September’s contraction in the headline Hamburg Commercial Bank (HCOB) manufacturing purchasing managers’ index (PMI) was driven by a reduction in new order inflows and a sharper rate of job shedding.
Falling from 50.7 in August to 49.8, the headline index signalled a deterioration in factory operating conditions across the euro area. The decline, however, was only marginal overall.
Production volumes continued to expand in September, although the pace of growth slowed markedly from August’s near three-and-a-half-year high.
September witnessed cutbacks in factory purchasing activity accelerate, while pre- and post-production inventories were reduced further.
Firms remained optimistic on balance that output would rise from present levels over the coming year, although expectations were their softest since April.

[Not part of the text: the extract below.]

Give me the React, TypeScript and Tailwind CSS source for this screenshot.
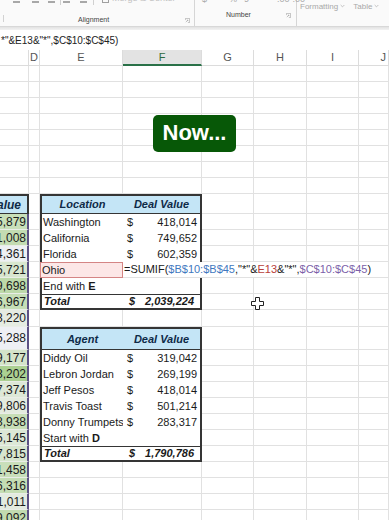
import React from "react";

const W = {
  c: "w-[29px]",
  d: "w-[11px]",
  e: "w-[83px]",
  f: "w-[79px]",
  g: "w-[52px]",
  h: "w-[53px]",
  i: "w-[52px]",
  j: "w-[30px]",
};

const grid = "shrink-0 border-r border-b border-[#e1e1e1]";
const dark = "border-[#353535]";
const headBg = "bg-[#c4e5f6]";
const headTxt = "font-bold italic text-[#0e2a47]";

type CV = { t: string; bg: string };

const cVals: CV[] = [
  { t: "365,879", bg: "bg-[#c8dfb9]" },
  { t: "291,008", bg: "bg-[#c3dcb2]" },
  { t: "124,361", bg: "bg-[#edf0f3]" },
  { t: "245,721", bg: "bg-[#d8e6cf]" },
  { t: "389,698", bg: "bg-[#bdd9aa]" },
  { t: "346,967", bg: "bg-[#c6deb6]" },
  { t: "198,220", bg: "bg-[#e5ece2]" },
  { t: "145,288", bg: "bg-[#eef0f4]" },
  { t: "219,177", bg: "bg-[#d4e4ca]" },
  { t: "438,202", bg: "bg-[#abd092]" },
  { t: "177,374", bg: "bg-[#dde8d7]" },
  { t: "189,806", bg: "bg-[#e3ebdf]" },
  { t: "338,938", bg: "bg-[#c7deb7]" },
  { t: "185,145", bg: "bg-[#dce8d6]" },
  { t: "217,815", bg: "bg-[#d6e5cd]" },
  { t: "341,458", bg: "bg-[#c9dfba]" },
  { t: "356,316", bg: "bg-[#c4ddb4]" },
  { t: "171,011", bg: "bg-[#e3ebe0]" },
  { t: "369,092", bg: "bg-[#c2dbb0]" },
];

function CCell({ c }: { c?: number | "head" }) {
  if (c === undefined) return <div className={`${W.c} ${grid}`} />;
  if (c === "head")
    return (
      <div
        className={`${W.c} shrink-0 ${headBg} border-t-2 border-r-2 border-b ${dark} overflow-hidden flex items-center justify-end pr-[6px] whitespace-nowrap text-[12px] ${headTxt}`}
      >
        <span className="shrink-0">Deal Value</span>
      </div>
    );
  const v = cVals[c];
  return (
    <div
      className={`${W.c} shrink-0 ${v.bg} border-r-2 border-r-[#5d5185] border-b border-b-[#e9ede7] overflow-hidden flex items-center justify-end pr-[1px] whitespace-nowrap text-[12px]`}
    >
      <span className="shrink-0">{v.t}</span>
    </div>
  );
}

function Rest() {
  return (
    <>
      <div className={`${W.g} ${grid}`} />
      <div className={`${W.h} ${grid}`} />
      <div className={`${W.i} ${grid}`} />
      <div className={`${W.j} ${grid}`} />
    </>
  );
}

function Row({
  h,
  c,
  children,
  rest = true,
}: {
  h: string;
  c?: number | "head";
  children?: React.ReactNode;
  rest?: boolean;
}) {
  return (
    <div className={`flex ${h}`}>
      <CCell c={c} />
      <div className={`${W.d} ${grid}`} />
      {children ?? (
        <>
          <div className={`${W.e} ${grid}`} />
          <div className={`${W.f} ${grid}`} />
        </>
      )}
      {rest && <Rest />}
    </div>
  );
}

function HeadCells({ a, top }: { a: string; top: boolean }) {
  return (
    <>
      <div
        className={`${W.e} shrink-0 ${headBg} ${top ? "border-t-2" : ""} border-l-2 border-b ${dark} flex items-center justify-center ${headTxt}`}
      >
        {a}
      </div>
      <div
        className={`${W.f} shrink-0 ${headBg} ${top ? "border-t-2" : ""} border-r-2 border-b ${dark} flex items-center justify-center ${headTxt}`}
      >
        Deal Value
      </div>
    </>
  );
}

function DataCells({ name, amt }: { name: React.ReactNode; amt?: string }) {
  return (
    <>
      <div
        className={`${W.e} shrink-0 bg-white border-l-2 ${dark} flex items-center pl-[1px] whitespace-nowrap`}
      >
        {name}
      </div>
      <div
        className={`${W.f} shrink-0 bg-white border-r-2 ${dark} flex items-center justify-between pl-[4px] pr-[3px]`}
      >
        {amt && (
          <>
            <span>$</span>
            <span>{amt}</span>
          </>
        )}
      </div>
    </>
  );
}

function TotalCells({ amt }: { amt: string }) {
  return (
    <>
      <div
        className={`${W.e} shrink-0 bg-white border-l-2 border-t border-b-2 ${dark} flex items-center pl-[2px] font-bold italic`}
      >
        Total
      </div>
      <div
        className={`${W.f} shrink-0 bg-white border-r-2 border-t border-b-2 ${dark} flex items-center justify-between pl-[6px] pr-[6px] font-bold italic`}
      >
        <span>$</span>
        <span>{amt}</span>
      </div>
    </>
  );
}

function Chevron({ className }: { className?: string }) {
  return (
    <svg viewBox="0 0 6 4" className={className} fill="none" stroke="currentColor" strokeWidth="0.8">
      <path d="M0.8 0.8 L3 3 L5.2 0.8" />
    </svg>
  );
}

function Launcher() {
  return (
    <svg viewBox="0 0 6 6" className="w-[5px] h-[5px] text-[#9a9a9a]" fill="none" stroke="currentColor" strokeWidth="0.7">
      <path d="M0.5 2.5 V0.5 H5.5 V5.5 H3.5" />
      <path d="M1 5 L3.5 2.5 M3.5 2.5 H2.2 M3.5 2.5 V3.8" />
    </svg>
  );
}

function Ribbon() {
  const bar = "h-[2px] w-[7px] bg-[#a8a8a8] shrink-0";
  return (
    <div className="h-[27px] flex bg-[#fafafa] border-b border-[#d8d8d8] overflow-hidden">
      <div className="w-[4px] shrink-0 flex flex-col">
        <div className="h-[15px]" />
        <div className="h-[7px] border-r border-[#d2d2d2]" />
      </div>
      {/* Alignment */}
      <div className="w-[191px] shrink-0 flex flex-col border-r border-[#d6d6d6]">
        <div className="h-[15px] flex items-start">
          <div className={`${bar} ml-[9px] mt-[1px]`} />
          <div className={`${bar} ml-[12px] mt-[1px]`} />
          <div className={`${bar} ml-[9px] mt-[1px]`} />
          <div className="w-px h-[5px] bg-[#d0d0d0] ml-[5px]" />
          <div className={`${bar} ml-[2px] mt-[1px]`} />
          <div className={`${bar} ml-[10px] mt-[1px]`} />
          <div className="w-px h-[5px] bg-[#d0d0d0] ml-[6px]" />
          <div className="w-[7px] h-[3px] border-x border-b border-[#a0a0a0] ml-[8px]" />
          <div className="ml-[3px] -mt-[7px] text-[9px] leading-[10px] text-[#c2c2c2] whitespace-nowrap">
            Merge &amp; Center
          </div>
        </div>
        <div className="h-[12px] flex items-center">
          <span className="ml-[74px] text-[7px] text-[#444]">Alignment</span>
          <div className="ml-auto mr-[4px]">
            <Launcher />
          </div>
        </div>
      </div>
      {/* Number */}
      <div className="w-[102px] shrink-0 flex flex-col border-r border-[#d6d6d6]">
        <div className="h-[15px] flex items-start text-[9px] leading-[10px] text-[#a8a8a8] -mt-[6px] whitespace-nowrap">
          <span className="ml-[7px]">$</span>
          <span className="ml-[22px]">%</span>
          <span className="ml-[7px]">9</span>
          <span className="ml-[10px] w-px h-[10px] bg-[#d0d0d0]" />
          <span className="ml-[18px]">.00</span>
          <span className="ml-[3px]">.00</span>
        </div>
        <div className="h-[12px] flex items-center">
          <span className="ml-[31px] text-[7px] text-[#444]">Number</span>
          <div className="ml-auto mr-[5px]">
            <Launcher />
          </div>
        </div>
      </div>
      {/* Styles */}
      <div className="flex-1 flex items-start pt-[1px] text-[8px] text-[#a8a8a8] whitespace-nowrap">
        <span className="ml-[3px]">Formatting</span>
        <Chevron className="w-[5px] h-[4px] ml-[2px] mt-[3px]" />
        <span className="ml-[8px]">Table</span>
        <Chevron className="w-[5px] h-[4px] ml-[2px] mt-[3px]" />
      </div>
    </div>
  );
}

function ColHeaders() {
  const base = "shrink-0 border-r border-b border-[#dcdcdc] flex items-center justify-center";
  return (
    <div className="h-[16px] flex bg-white text-[11px] text-[#555]">
      <div className={`${W.c} ${base}`} />
      <div className={`${W.d} ${base}`}>D</div>
      <div className={`${W.e} ${base}`}>E</div>
      <div
        className={`${W.f} shrink-0 border-r border-[#dcdcdc] bg-[#e3e3e3] border-b-2 border-b-[#2a7148] flex items-center justify-center text-[#2c6a3f]`}
      >
        F
      </div>
      <div className={`${W.g} ${base}`}>G</div>
      <div className={`${W.h} ${base}`}>H</div>
      <div className={`${W.i} ${base}`}>I</div>
      <div className={`${W.j} ${base} justify-end pr-[2px]`}>J</div>
    </div>
  );
}

export default function App() {
  const r16 = "h-[16px]";
  return (
    <div className="relative w-[389px] h-[520px] overflow-hidden bg-white font-['Liberation_Sans',Arial,sans-serif] text-[#1a1a1a]">
      <Ribbon />
      <div className="h-[3px] bg-linear-to-b from-[#e2e2e2] to-[#f3f3f3]" />
      <div className="h-[20px] bg-white flex items-center pl-[1px] text-[10px] text-[#222] whitespace-nowrap">
        *"&amp;E13&amp;"*",$C$10:$C$45)
      </div>
      <ColHeaders />

      <div className="text-[11px] leading-none">
        <Row h={r16} />
        <Row h={r16} />
        <Row h={r16} />
        <Row h={r16} />
        <Row h={r16} />
        <Row h={r16} />
        <Row h={r16} />
        <Row h={r16} />

        {/* Table 1 */}
        <Row h="h-[20px]" c="head">
          <HeadCells a="Location" top />
        </Row>
        <Row h={r16} c={0}>
          <DataCells name="Washington" amt="418,014" />
        </Row>
        <Row h={r16} c={1}>
          <DataCells name="California" amt="749,652" />
        </Row>
        <Row h={r16} c={2}>
          <DataCells name="Florida" amt="602,359" />
        </Row>
        <Row h={r16} c={3} rest={false}>
          <div
            className={`${W.e} shrink-0 bg-[#fce7e7] border-[1.5px] border-[#d48585] flex items-center pl-[1px]`}
          >
            Ohio
          </div>
          <div className="w-[249px] shrink-0 bg-white flex items-center pl-[1px] whitespace-nowrap border-b border-[#e1e1e1]">
            <span>=SUMIF(</span>
            <span className="text-[#3f78c0]">$B$10:$B$45</span>
            <span>,"*"&amp;</span>
            <span className="text-[#b8403a]">E13</span>
            <span>&amp;"*",</span>
            <span className="text-[#7b5fa9]">$C$10:$C$45</span>
            <span>)</span>
            <span className="w-px h-[13px] bg-[#222] ml-[1px]" />
          </div>
          <div className={`w-[17px] ${grid}`} />
        </Row>
        <Row h={r16} c={4}>
          <DataCells
            name={
              <>
                End with&nbsp;<b>E</b>
              </>
            }
          />
        </Row>
        <Row h={r16} c={5}>
          <TotalCells amt="2,039,224" />
        </Row>

        <Row h="h-[17px]" c={6} />

        {/* Table 2 */}
        <Row h="h-[23px]" c={7}>
          <HeadCells a="Agent" top />
        </Row>
        <Row h={r16} c={8}>
          <DataCells name="Diddy Oil" amt="319,042" />
        </Row>
        <Row h={r16} c={9}>
          <DataCells name="Lebron Jordan" amt="269,199" />
        </Row>
        <Row h={r16} c={10}>
          <DataCells name="Jeff Pesos" amt="418,014" />
        </Row>
        <Row h={r16} c={11}>
          <DataCells name="Travis Toast" amt="501,214" />
        </Row>
        <Row h={r16} c={12}>
          <DataCells name="Donny Trumpets" amt="283,317" />
        </Row>
        <Row h={r16} c={13}>
          <DataCells
            name={
              <>
                Start with&nbsp;<b>D</b>
              </>
            }
          />
        </Row>
        <Row h={r16} c={14}>
          <TotalCells amt="1,790,786" />
        </Row>
        <Row h={r16} c={15} />
        <Row h={r16} c={16} />
        <Row h={r16} c={17} />
        <Row h={r16} c={18} />
      </div>

      {/* Overlay badge */}
      <div className="absolute left-[153px] top-[115px] w-[83px] h-[37px] rounded-[5px] bg-[#075807] flex items-center justify-center text-white font-bold text-[22px] leading-none pb-[2px]">
        Now...
      </div>

      {/* Mouse cursor */}
      <svg
        className="absolute left-[251px] top-[297px] w-[13px] h-[13px]"
        viewBox="0 0 13 13"
      >
        <path
          d="M4.5 0.5 H8.5 V4.5 H12.5 V8.5 H8.5 V12.5 H4.5 V8.5 H0.5 V4.5 H4.5 Z"
          fill="white"
          stroke="#222"
          strokeWidth="1"
        />
      </svg>
    </div>
  );
}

There were broad-based price drops at the end of the third quarter as both input costs and output charges fell marginally.
In the Netherlands, conditions improved at the fastest pace since July 2022. Greece and Spain continued their growth trends, although upturns slowed on the month. The final eurozone country in expansion mode was Ireland.
Weakness was recorded across the currency union’s three biggest economies—Germany, France and Italy—with respective manufacturing PMIs posting below the critical 50 level.
Pulling the headline index into the contraction zone was a marked decline in its weightiest component, new orders.
After rising for the first time in almost three-and-a-half years in August, the volume of new orders received by eurozone manufacturers decreased in September, an S&P Global release said. The pace of contraction was mild but nevertheless the fastest since March.
Export markets were a drag on total sales, with new business received from overseas falling for a third month in succession and to a slightly stronger degree.
Manufacturing production volumes expanded, stretching the current sequence of growth that began in March. The upturn lost momentum, however, easing from August’s solid pace. Further growth in output was achieved despite ramped up job cutting at eurozone factories.
Workforce numbers fell at the quickest rate in three months. Manufacturers were also able to make greater inroads to their backlogs of work in September. The rate of reduction in outstanding orders was the most marked since June.
Purchasing was reduced by surveyed companies at the end of the third quarter. After coming close to stabilising as recently as July, the rate of decline in buying activity has accelerated in back-to-back months.
For the first time since June, eurozone manufacturers reported lower operating costs—a notable deviation from the solid inflationary trend witnessed across the survey on average. The decrease was only marginal, however.